_THE EXERCISE_: Only the lines from the one with "Write a component" to the one with "string; placeholder?: string;", both included, should be output, without any images.

_DATASET_:
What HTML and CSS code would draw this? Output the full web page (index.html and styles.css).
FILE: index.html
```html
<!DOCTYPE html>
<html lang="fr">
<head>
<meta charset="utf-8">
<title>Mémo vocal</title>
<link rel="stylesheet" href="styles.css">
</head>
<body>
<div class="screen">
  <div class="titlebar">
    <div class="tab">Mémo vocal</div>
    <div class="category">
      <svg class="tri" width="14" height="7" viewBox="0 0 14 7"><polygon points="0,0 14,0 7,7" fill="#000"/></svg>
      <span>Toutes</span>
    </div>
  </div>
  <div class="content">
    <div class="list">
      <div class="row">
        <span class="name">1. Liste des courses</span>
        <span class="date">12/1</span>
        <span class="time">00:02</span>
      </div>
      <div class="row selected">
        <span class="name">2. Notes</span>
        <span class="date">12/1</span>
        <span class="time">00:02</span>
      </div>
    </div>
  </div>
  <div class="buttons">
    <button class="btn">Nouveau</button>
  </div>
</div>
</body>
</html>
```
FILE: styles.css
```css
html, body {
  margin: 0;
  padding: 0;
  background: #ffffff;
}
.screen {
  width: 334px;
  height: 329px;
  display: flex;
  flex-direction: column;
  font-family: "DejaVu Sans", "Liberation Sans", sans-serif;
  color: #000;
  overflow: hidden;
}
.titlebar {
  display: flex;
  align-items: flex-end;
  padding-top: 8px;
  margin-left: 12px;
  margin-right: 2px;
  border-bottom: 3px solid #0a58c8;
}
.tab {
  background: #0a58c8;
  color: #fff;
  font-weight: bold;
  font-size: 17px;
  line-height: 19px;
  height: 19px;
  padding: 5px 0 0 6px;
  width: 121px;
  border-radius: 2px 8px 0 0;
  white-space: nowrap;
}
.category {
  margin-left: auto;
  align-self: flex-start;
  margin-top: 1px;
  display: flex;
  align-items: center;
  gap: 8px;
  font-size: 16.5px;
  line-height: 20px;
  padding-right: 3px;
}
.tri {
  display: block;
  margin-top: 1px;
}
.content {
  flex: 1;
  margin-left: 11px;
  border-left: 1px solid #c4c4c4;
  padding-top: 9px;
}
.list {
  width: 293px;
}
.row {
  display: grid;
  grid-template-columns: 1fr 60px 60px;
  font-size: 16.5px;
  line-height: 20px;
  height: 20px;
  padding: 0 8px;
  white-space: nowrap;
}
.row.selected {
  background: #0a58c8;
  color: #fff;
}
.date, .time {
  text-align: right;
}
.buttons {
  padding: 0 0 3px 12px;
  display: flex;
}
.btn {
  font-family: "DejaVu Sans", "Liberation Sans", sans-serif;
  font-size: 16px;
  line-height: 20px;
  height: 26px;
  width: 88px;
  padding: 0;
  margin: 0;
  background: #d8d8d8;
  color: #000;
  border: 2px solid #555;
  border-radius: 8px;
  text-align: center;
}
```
* * *
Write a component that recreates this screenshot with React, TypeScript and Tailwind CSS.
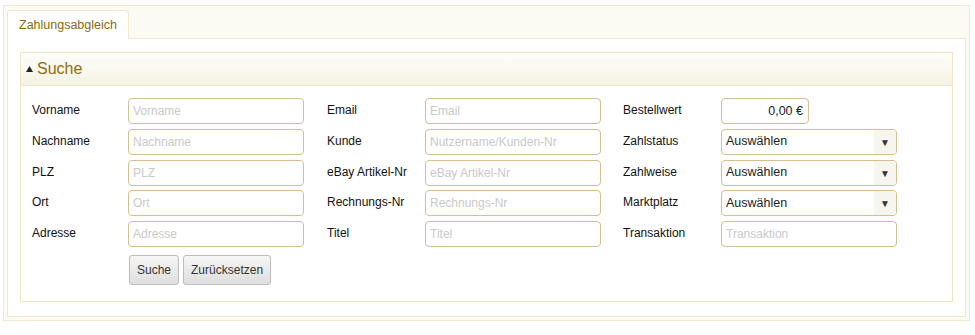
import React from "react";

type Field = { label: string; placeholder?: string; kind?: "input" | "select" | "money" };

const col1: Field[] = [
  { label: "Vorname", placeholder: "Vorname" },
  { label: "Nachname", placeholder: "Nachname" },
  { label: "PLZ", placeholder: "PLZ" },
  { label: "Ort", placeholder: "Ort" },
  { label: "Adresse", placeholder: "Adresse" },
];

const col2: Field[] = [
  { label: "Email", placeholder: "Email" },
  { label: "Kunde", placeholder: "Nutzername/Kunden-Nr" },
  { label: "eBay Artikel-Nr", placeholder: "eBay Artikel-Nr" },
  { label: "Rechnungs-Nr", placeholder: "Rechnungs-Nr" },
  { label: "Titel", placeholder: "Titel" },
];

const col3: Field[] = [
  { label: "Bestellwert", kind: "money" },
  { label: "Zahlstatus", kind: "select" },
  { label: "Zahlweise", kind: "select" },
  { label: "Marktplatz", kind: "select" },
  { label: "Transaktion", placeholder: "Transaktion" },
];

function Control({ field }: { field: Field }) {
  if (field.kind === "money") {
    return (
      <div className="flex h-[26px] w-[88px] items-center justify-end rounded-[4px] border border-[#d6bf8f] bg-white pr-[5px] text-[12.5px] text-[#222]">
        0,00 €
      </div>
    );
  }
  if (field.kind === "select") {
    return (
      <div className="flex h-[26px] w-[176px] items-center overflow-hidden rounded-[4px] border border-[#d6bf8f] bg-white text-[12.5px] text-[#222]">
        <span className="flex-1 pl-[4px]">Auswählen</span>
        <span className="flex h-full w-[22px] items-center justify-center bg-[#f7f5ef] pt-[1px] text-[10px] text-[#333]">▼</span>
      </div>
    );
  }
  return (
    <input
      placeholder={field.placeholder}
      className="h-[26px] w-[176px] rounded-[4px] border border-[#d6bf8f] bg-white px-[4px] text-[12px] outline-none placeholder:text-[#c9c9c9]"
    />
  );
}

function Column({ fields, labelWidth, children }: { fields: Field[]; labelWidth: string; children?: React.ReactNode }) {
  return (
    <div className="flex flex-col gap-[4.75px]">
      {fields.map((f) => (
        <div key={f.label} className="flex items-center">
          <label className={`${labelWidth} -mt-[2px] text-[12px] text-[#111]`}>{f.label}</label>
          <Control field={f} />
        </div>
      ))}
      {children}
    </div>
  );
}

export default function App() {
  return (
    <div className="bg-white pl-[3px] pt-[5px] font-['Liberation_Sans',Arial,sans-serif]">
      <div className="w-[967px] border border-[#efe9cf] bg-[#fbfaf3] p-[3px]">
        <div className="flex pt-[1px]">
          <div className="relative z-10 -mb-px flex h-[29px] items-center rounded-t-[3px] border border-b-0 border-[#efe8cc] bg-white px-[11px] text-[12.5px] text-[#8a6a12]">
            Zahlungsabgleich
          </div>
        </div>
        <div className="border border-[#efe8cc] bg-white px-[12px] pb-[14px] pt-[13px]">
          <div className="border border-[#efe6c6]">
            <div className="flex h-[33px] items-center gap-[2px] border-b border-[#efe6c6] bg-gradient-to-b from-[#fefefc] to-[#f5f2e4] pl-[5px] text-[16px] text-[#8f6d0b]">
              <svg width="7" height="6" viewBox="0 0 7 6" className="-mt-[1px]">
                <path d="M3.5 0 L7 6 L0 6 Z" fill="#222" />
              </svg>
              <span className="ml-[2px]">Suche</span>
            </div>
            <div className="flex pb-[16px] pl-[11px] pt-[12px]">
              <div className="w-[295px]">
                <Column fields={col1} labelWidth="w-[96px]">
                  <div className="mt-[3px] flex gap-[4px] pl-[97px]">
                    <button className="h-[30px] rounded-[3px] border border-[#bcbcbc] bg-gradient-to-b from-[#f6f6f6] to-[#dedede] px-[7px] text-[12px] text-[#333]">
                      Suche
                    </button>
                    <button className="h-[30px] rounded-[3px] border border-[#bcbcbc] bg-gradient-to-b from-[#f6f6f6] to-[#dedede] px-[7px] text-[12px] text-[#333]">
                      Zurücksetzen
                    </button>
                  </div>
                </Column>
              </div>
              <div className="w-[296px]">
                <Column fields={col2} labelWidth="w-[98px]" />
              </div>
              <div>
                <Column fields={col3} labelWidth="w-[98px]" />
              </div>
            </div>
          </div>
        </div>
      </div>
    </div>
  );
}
--
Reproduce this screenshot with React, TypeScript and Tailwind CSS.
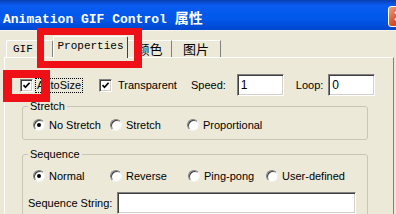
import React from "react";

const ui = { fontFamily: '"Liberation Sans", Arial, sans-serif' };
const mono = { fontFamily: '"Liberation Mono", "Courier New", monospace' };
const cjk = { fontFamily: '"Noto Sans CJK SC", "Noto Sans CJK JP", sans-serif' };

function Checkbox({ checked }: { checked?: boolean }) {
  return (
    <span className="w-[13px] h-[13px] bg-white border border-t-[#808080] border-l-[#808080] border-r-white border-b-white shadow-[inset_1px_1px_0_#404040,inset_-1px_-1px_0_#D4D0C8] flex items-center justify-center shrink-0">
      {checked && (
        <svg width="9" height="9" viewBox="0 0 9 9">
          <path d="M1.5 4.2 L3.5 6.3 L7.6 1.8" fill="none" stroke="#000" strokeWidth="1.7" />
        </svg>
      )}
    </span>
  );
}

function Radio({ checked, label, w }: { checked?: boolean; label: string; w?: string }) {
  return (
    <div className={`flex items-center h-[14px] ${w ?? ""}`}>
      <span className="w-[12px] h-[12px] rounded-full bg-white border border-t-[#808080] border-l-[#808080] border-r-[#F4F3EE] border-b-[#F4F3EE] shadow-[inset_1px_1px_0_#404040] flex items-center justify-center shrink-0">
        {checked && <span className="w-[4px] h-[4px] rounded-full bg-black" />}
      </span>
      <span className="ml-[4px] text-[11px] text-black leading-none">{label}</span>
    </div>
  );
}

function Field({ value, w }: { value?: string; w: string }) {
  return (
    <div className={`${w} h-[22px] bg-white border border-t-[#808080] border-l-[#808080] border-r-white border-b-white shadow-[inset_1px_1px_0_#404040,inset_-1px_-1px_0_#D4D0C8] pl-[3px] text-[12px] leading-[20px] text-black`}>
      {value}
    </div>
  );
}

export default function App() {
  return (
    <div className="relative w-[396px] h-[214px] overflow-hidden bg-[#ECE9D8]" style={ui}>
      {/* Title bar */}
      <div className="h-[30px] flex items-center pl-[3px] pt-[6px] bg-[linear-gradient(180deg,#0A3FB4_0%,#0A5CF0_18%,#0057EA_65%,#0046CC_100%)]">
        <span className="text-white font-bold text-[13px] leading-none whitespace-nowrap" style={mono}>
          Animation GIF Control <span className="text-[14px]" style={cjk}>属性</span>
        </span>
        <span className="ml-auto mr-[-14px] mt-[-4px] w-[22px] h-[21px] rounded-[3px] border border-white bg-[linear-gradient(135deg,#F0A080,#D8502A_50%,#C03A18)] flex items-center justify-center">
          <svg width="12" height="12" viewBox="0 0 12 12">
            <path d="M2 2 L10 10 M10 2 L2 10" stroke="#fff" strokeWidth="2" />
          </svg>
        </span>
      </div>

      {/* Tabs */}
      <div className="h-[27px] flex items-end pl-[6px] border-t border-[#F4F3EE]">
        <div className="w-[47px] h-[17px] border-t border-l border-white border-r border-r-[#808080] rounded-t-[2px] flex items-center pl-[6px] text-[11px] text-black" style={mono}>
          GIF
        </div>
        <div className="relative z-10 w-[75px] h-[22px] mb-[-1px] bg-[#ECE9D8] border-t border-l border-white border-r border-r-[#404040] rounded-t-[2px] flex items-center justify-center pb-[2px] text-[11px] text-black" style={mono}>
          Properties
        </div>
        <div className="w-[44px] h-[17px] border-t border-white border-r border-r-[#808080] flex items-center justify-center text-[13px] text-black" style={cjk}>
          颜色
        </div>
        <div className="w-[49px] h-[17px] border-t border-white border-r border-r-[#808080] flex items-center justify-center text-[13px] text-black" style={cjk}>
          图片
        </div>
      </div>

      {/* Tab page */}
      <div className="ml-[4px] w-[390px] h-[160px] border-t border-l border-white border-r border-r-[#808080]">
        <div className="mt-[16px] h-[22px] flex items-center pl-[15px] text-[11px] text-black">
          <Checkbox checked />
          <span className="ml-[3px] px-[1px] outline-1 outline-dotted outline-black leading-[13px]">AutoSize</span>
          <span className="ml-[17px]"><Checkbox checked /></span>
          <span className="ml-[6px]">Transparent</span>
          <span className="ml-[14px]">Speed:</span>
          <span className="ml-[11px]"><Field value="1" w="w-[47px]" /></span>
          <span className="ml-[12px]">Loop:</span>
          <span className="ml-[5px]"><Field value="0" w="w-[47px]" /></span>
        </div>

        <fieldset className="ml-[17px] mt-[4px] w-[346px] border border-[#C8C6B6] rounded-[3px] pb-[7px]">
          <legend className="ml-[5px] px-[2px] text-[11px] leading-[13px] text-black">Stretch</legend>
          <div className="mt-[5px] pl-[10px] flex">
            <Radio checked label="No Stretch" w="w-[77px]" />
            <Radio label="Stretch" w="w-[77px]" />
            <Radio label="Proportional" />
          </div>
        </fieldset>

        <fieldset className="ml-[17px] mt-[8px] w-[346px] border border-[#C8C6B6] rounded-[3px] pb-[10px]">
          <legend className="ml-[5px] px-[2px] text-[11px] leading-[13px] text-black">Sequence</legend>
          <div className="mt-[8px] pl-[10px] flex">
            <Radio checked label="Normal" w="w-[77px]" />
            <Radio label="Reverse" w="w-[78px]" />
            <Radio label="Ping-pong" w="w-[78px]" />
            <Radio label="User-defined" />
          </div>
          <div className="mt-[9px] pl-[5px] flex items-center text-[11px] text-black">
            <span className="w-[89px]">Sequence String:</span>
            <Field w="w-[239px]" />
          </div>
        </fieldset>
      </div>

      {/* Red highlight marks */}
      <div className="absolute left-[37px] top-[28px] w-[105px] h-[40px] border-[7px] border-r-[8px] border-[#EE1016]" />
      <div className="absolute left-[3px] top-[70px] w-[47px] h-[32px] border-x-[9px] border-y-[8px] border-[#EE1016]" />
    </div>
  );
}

_SOLVED EXERCISE_:
Write a component that recreates this screenshot with React, TypeScript and Tailwind CSS.
import React from "react";

type Field = { label: string; placeholder?: string; kind?: "input" | "select" | "money" };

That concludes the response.